» **DATASET EXCERPT**
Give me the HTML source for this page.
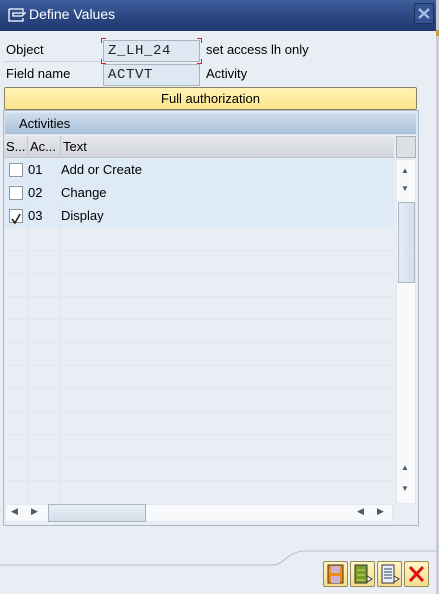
<!DOCTYPE html>
<html><head><style>
*{margin:0;padding:0;box-sizing:border-box}
body{width:439px;height:594px;overflow:hidden;background:#e9eef5;font-family:"Liberation Sans",sans-serif;font-size:13px;color:#000;position:relative}
.a{position:absolute}
.title{left:0;top:0;width:436px;height:31px;background:linear-gradient(#3d5f9c,#2a4580 60%,#22396f);color:#fff;font-size:14px}
.inp{background:#dde8f3;border:1px solid #a9b4c0;font-family:"Liberation Mono",monospace;font-size:14px;padding:2px 0 0 4px;letter-spacing:0.6px;color:#222}
.row{left:6px;width:388px;height:23px;line-height:22px;border-bottom:1px solid #e0e7ef}
.cb{left:3px;top:4px;width:14px;height:14px;border:1px solid #8f98a3;background:#fff}
.vl{top:159px;width:1px;height:345px;background:#dfe6ee}
.btn{top:561px;width:25px;height:26px;border:1px solid #9b8a55;border-radius:2px;background:linear-gradient(#fff6c8,#f3dd8c)}
.sb{background:#f7f9fb;border:1px solid #e3e8ee}
.rc{position:absolute;width:5px;height:5px;border-color:#e02020;border-style:solid;border-width:0}
</style></head><body>
<div class="a title">
 <svg class="a" style="left:8px;top:8px" width="18" height="14"><path d="M1 1h14v3M1 1v12h14v-3M5 5h12l-3 3h-9z" fill="none" stroke="#fff" stroke-width="1.3"/></svg>
 <div class="a" style="left:29px;top:6px">Define Values</div>
 <div class="a" style="left:414px;top:3px;width:20px;height:21px;border:1px solid #1c2e5c;background:#34548f;border-radius:2px"><svg width="18" height="19"><path d="M4 5L14 14M14 5L4 14" stroke="#a9c3ee" stroke-width="2.2"/></svg></div>
</div>
<div class="a" style="left:436px;top:0;width:3px;height:594px;background:#c9ccd1"></div>
<div class="a" style="left:436px;top:30px;width:3px;height:6px;background:#c89a3a"></div>
<div class="a" style="left:6px;top:42px">Object</div>
<div class="a" style="left:4px;top:61px;width:96px;height:1px;background:#cdd5de"></div>
<div class="a inp" style="left:103px;top:40px;width:97px;height:22px">Z_LH_24</div>
<div class="rc" style="left:101px;top:38px;border-top-width:1px;border-left-width:1px"></div>
<div class="rc" style="left:197px;top:38px;border-top-width:1px;border-right-width:1px"></div>
<div class="rc" style="left:101px;top:59px;border-bottom-width:1px;border-left-width:1px"></div>
<div class="rc" style="left:197px;top:59px;border-bottom-width:1px;border-right-width:1px"></div>
<div class="a" style="left:206px;top:42px">set access lh only</div>
<div class="a" style="left:6px;top:66px">Field name</div>
<div class="a inp" style="left:103px;top:64px;width:97px;height:22px">ACTVT</div>
<div class="a" style="left:206px;top:66px">Activity</div>
<div class="a" style="left:4px;top:87px;width:413px;height:23px;border:1px solid #8a8465;border-radius:2px;background:linear-gradient(#fff3b5,#fbe58a);text-align:center;line-height:21px">Full authorization</div>
<div class="a" style="left:3px;top:110px;width:416px;height:416px;border:1px solid #a6b7cb;background:#e9eef5"></div>
<div class="a" style="left:4px;top:112px;width:413px;height:23px;background:linear-gradient(#cfdded,#a9c0d9);border:1px solid #dbe5f0;padding-left:14px;line-height:21px">Activities</div>
<div class="a" style="left:4px;top:136px;width:390px;height:22px;background:linear-gradient(#e4e6ea,#d3d6db);border-bottom:1px solid #b9c3ce"></div>
<div class="a" style="left:6px;top:139px">S...</div>
<div class="a" style="left:27px;top:136px;width:1px;height:22px;background:#c3c9d1"></div>
<div class="a" style="left:30px;top:139px">Ac...</div>
<div class="a" style="left:60px;top:136px;width:1px;height:22px;background:#c3c9d1"></div>
<div class="a" style="left:63px;top:139px">Text</div>
<div class="a" style="left:4px;top:159px;width:390px;height:69px;background:#deeaf5"></div>
<div class="a vl" style="left:27px"></div><div class="a vl" style="left:60px"></div>
<div class="a row" style="top:159px"><div class="a cb"></div><span class="a" style="left:22px">01</span><span class="a" style="left:55px">Add or Create</span></div>
<div class="a row" style="top:182px"><div class="a cb"></div><span class="a" style="left:22px">02</span><span class="a" style="left:55px">Change</span></div>
<div class="a row" style="top:205px"><div class="a cb"><svg width="12" height="12"><path d="M2 6l3 4 5-9" fill="none" stroke="#222" stroke-width="1.6"/></svg></div><span class="a" style="left:22px">03</span><span class="a" style="left:55px">Display</span></div>
<div class="a row" style="top:228px"></div><div class="a row" style="top:251px"></div><div class="a row" style="top:274px"></div><div class="a row" style="top:297px"></div><div class="a row" style="top:320px"></div><div class="a row" style="top:343px"></div><div class="a row" style="top:366px"></div><div class="a row" style="top:389px"></div><div class="a row" style="top:412px"></div><div class="a row" style="top:435px"></div><div class="a row" style="top:458px"></div><div class="a row" style="top:481px;border:none"></div>
<div class="a" style="left:396px;top:136px;width:20px;height:22px;border:1px solid #a8b1bc;background:#dcdfe3"></div>
<div class="a sb" style="left:396px;top:159px;width:20px;height:345px"></div>
<div class="a" style="left:401px;top:166px;font-size:8px;color:#4f5966">▲</div>
<div class="a" style="left:401px;top:184px;font-size:8px;color:#4f5966">▼</div>
<div class="a" style="left:398px;top:202px;width:17px;height:81px;border:1px solid #a9b6c4;background:linear-gradient(90deg,#e6edf5,#d4dfea)"></div>
<div class="a" style="left:401px;top:463px;font-size:8px;color:#4f5966">▲</div>
<div class="a" style="left:401px;top:484px;font-size:8px;color:#4f5966">▼</div>
<div class="a sb" style="left:5px;top:504px;width:388px;height:18px"></div>
<div class="a" style="left:11px;top:506px;font-size:9px;color:#4f5966">◀</div>
<div class="a" style="left:31px;top:506px;font-size:9px;color:#4f5966">▶</div>
<div class="a" style="left:48px;top:504px;width:98px;height:18px;border:1px solid #a9b6c4;background:linear-gradient(#e9eff5,#d3dde8)"></div>
<div class="a" style="left:357px;top:506px;font-size:9px;color:#4f5966">◀</div>
<div class="a" style="left:377px;top:506px;font-size:9px;color:#4f5966">▶</div>
<svg class="a" style="left:0;top:548px" width="436" height="20"><path d="M0 17H272C285 17 287 3 305 3H436" fill="none" stroke="#b4bfcc" stroke-width="1"/></svg>
<div class="a btn" style="left:323px"><svg width="23" height="24"><rect x="4" y="3" width="15" height="18" fill="#f08a10" stroke="#333"/><rect x="7" y="4" width="9" height="7" fill="#c8b4d8"/><rect x="7" y="14" width="9" height="7" fill="#c8b4d8"/></svg></div>
<div class="a btn" style="left:350px"><svg width="23" height="24"><rect x="4" y="3" width="12" height="18" fill="#7a9a2a" stroke="#333"/><path d="M6 8h8M6 13h8M6 18h8" stroke="#c8e060"/><path d="M16 14l5 3-5 3z" fill="#fff" stroke="#333"/></svg></div>
<div class="a btn" style="left:377px"><svg width="23" height="24"><rect x="4" y="3" width="12" height="18" fill="#eef" stroke="#333"/><path d="M6 7h8M6 10h8M6 13h8M6 16h8" stroke="#8899aa" stroke-width="2"/><path d="M16 14l5 3-5 3z" fill="#fff" stroke="#333"/></svg></div>
<div class="a btn" style="left:404px"><svg width="23" height="24"><path d="M5 5L18 19M18 5L5 19" stroke="#e01010" stroke-width="3"/></svg></div>
</body></html>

» **YOUR OBJECTIVE**
Omit the pictures and give the material again, exactly and in full.

» **ANSWER TO THE EXERCISE**
Give me the HTML source for this page.
<!DOCTYPE html>
<html><head><style>
*{margin:0;padding:0;box-sizing:border-box}
body{width:439px;height:594px;overflow:hidden;background:#e9eef5;font-family:"Liberation Sans",sans-serif;font-size:13px;color:#000;position:relative}
.a{position:absolute}
.title{left:0;top:0;width:436px;height:31px;background:linear-gradient(#3d5f9c,#2a4580 60%,#22396f);color:#fff;font-size:14px}
.inp{background:#dde8f3;border:1px solid #a9b4c0;font-family:"Liberation Mono",monospace;font-size:14px;padding:2px 0 0 4px;letter-spacing:0.6px;color:#222}
.row{left:6px;width:388px;height:23px;line-height:22px;border-bottom:1px solid #e0e7ef}
.cb{left:3px;top:4px;width:14px;height:14px;border:1px solid #8f98a3;background:#fff}
.vl{top:159px;width:1px;height:345px;background:#dfe6ee}
.btn{top:561px;width:25px;height:26px;border:1px solid #9b8a55;border-radius:2px;background:linear-gradient(#fff6c8,#f3dd8c)}
.sb{background:#f7f9fb;border:1px solid #e3e8ee}
.rc{position:absolute;width:5px;height:5px;border-color:#e02020;border-style:solid;border-width:0}
</style></head><body>
<div class="a title">
 <svg class="a" style="left:8px;top:8px" width="18" height="14"><path d="M1 1h14v3M1 1v12h14v-3M5 5h12l-3 3h-9z" fill="none" stroke="#fff" stroke-width="1.3"/></svg>
 <div class="a" style="left:29px;top:6px">Define Values</div>
 <div class="a" style="left:414px;top:3px;width:20px;height:21px;border:1px solid #1c2e5c;background:#34548f;border-radius:2px"><svg width="18" height="19"><path d="M4 5L14 14M14 5L4 14" stroke="#a9c3ee" stroke-width="2.2"/></svg></div>
</div>
<div class="a" style="left:436px;top:0;width:3px;height:594px;background:#c9ccd1"></div>
<div class="a" style="left:436px;top:30px;width:3px;height:6px;background:#c89a3a"></div>
<div class="a" style="left:6px;top:42px">Object</div>
<div class="a" style="left:4px;top:61px;width:96px;height:1px;background:#cdd5de"></div>
<div class="a inp" style="left:103px;top:40px;width:97px;height:22px">Z_LH_24</div>
<div class="rc" style="left:101px;top:38px;border-top-width:1px;border-left-width:1px"></div>
<div class="rc" style="left:197px;top:38px;border-top-width:1px;border-right-width:1px"></div>
<div class="rc" style="left:101px;top:59px;border-bottom-width:1px;border-left-width:1px"></div>
<div class="rc" style="left:197px;top:59px;border-bottom-width:1px;border-right-width:1px"></div>
<div class="a" style="left:206px;top:42px">set access lh only</div>
<div class="a" style="left:6px;top:66px">Field name</div>
<div class="a inp" style="left:103px;top:64px;width:97px;height:22px">ACTVT</div>
<div class="a" style="left:206px;top:66px">Activity</div>
<div class="a" style="left:4px;top:87px;width:413px;height:23px;border:1px solid #8a8465;border-radius:2px;background:linear-gradient(#fff3b5,#fbe58a);text-align:center;line-height:21px">Full authorization</div>
<div class="a" style="left:3px;top:110px;width:416px;height:416px;border:1px solid #a6b7cb;background:#e9eef5"></div>
<div class="a" style="left:4px;top:112px;width:413px;height:23px;background:linear-gradient(#cfdded,#a9c0d9);border:1px solid #dbe5f0;padding-left:14px;line-height:21px">Activities</div>
<div class="a" style="left:4px;top:136px;width:390px;height:22px;background:linear-gradient(#e4e6ea,#d3d6db);border-bottom:1px solid #b9c3ce"></div>
<div class="a" style="left:6px;top:139px">S...</div>
<div class="a" style="left:27px;top:136px;width:1px;height:22px;background:#c3c9d1"></div>
<div class="a" style="left:30px;top:139px">Ac...</div>
<div class="a" style="left:60px;top:136px;width:1px;height:22px;background:#c3c9d1"></div>
<div class="a" style="left:63px;top:139px">Text</div>
<div class="a" style="left:4px;top:159px;width:390px;height:69px;background:#deeaf5"></div>
<div class="a vl" style="left:27px"></div><div class="a vl" style="left:60px"></div>
<div class="a row" style="top:159px"><div class="a cb"></div><span class="a" style="left:22px">01</span><span class="a" style="left:55px">Add or Create</span></div>
<div class="a row" style="top:182px"><div class="a cb"></div><span class="a" style="left:22px">02</span><span class="a" style="left:55px">Change</span></div>
<div class="a row" style="top:205px"><div class="a cb"><svg width="12" height="12"><path d="M2 6l3 4 5-9" fill="none" stroke="#222" stroke-width="1.6"/></svg></div><span class="a" style="left:22px">03</span><span class="a" style="left:55px">Display</span></div>
<div class="a row" style="top:228px"></div><div class="a row" style="top:251px"></div><div class="a row" style="top:274px"></div><div class="a row" style="top:297px"></div><div class="a row" style="top:320px"></div><div class="a row" style="top:343px"></div><div class="a row" style="top:366px"></div><div class="a row" style="top:389px"></div><div class="a row" style="top:412px"></div><div class="a row" style="top:435px"></div><div class="a row" style="top:458px"></div><div class="a row" style="top:481px;border:none"></div>
<div class="a" style="left:396px;top:136px;width:20px;height:22px;border:1px solid #a8b1bc;background:#dcdfe3"></div>
<div class="a sb" style="left:396px;top:159px;width:20px;height:345px"></div>
<div class="a" style="left:401px;top:166px;font-size:8px;color:#4f5966">▲</div>
<div class="a" style="left:401px;top:184px;font-size:8px;color:#4f5966">▼</div>
<div class="a" style="left:398px;top:202px;width:17px;height:81px;border:1px solid #a9b6c4;background:linear-gradient(90deg,#e6edf5,#d4dfea)"></div>
<div class="a" style="left:401px;top:463px;font-size:8px;color:#4f5966">▲</div>
<div class="a" style="left:401px;top:484px;font-size:8px;color:#4f5966">▼</div>
<div class="a sb" style="left:5px;top:504px;width:388px;height:18px"></div>
<div class="a" style="left:11px;top:506px;font-size:9px;color:#4f5966">◀</div>
<div class="a" style="left:31px;top:506px;font-size:9px;color:#4f5966">▶</div>
<div class="a" style="left:48px;top:504px;width:98px;height:18px;border:1px solid #a9b6c4;background:linear-gradient(#e9eff5,#d3dde8)"></div>
<div class="a" style="left:357px;top:506px;font-size:9px;color:#4f5966">◀</div>
<div class="a" style="left:377px;top:506px;font-size:9px;color:#4f5966">▶</div>
<svg class="a" style="left:0;top:548px" width="436" height="20"><path d="M0 17H272C285 17 287 3 305 3H436" fill="none" stroke="#b4bfcc" stroke-width="1"/></svg>
<div class="a btn" style="left:323px"><svg width="23" height="24"><rect x="4" y="3" width="15" height="18" fill="#f08a10" stroke="#333"/><rect x="7" y="4" width="9" height="7" fill="#c8b4d8"/><rect x="7" y="14" width="9" height="7" fill="#c8b4d8"/></svg></div>
<div class="a btn" style="left:350px"><svg width="23" height="24"><rect x="4" y="3" width="12" height="18" fill="#7a9a2a" stroke="#333"/><path d="M6 8h8M6 13h8M6 18h8" stroke="#c8e060"/><path d="M16 14l5 3-5 3z" fill="#fff" stroke="#333"/></svg></div>
<div class="a btn" style="left:377px"><svg width="23" height="24"><rect x="4" y="3" width="12" height="18" fill="#eef" stroke="#333"/><path d="M6 7h8M6 10h8M6 13h8M6 16h8" stroke="#8899aa" stroke-width="2"/><path d="M16 14l5 3-5 3z" fill="#fff" stroke="#333"/></svg></div>
<div class="a btn" style="left:404px"><svg width="23" height="24"><path d="M5 5L18 19M18 5L5 19" stroke="#e01010" stroke-width="3"/></svg></div>
</body></html>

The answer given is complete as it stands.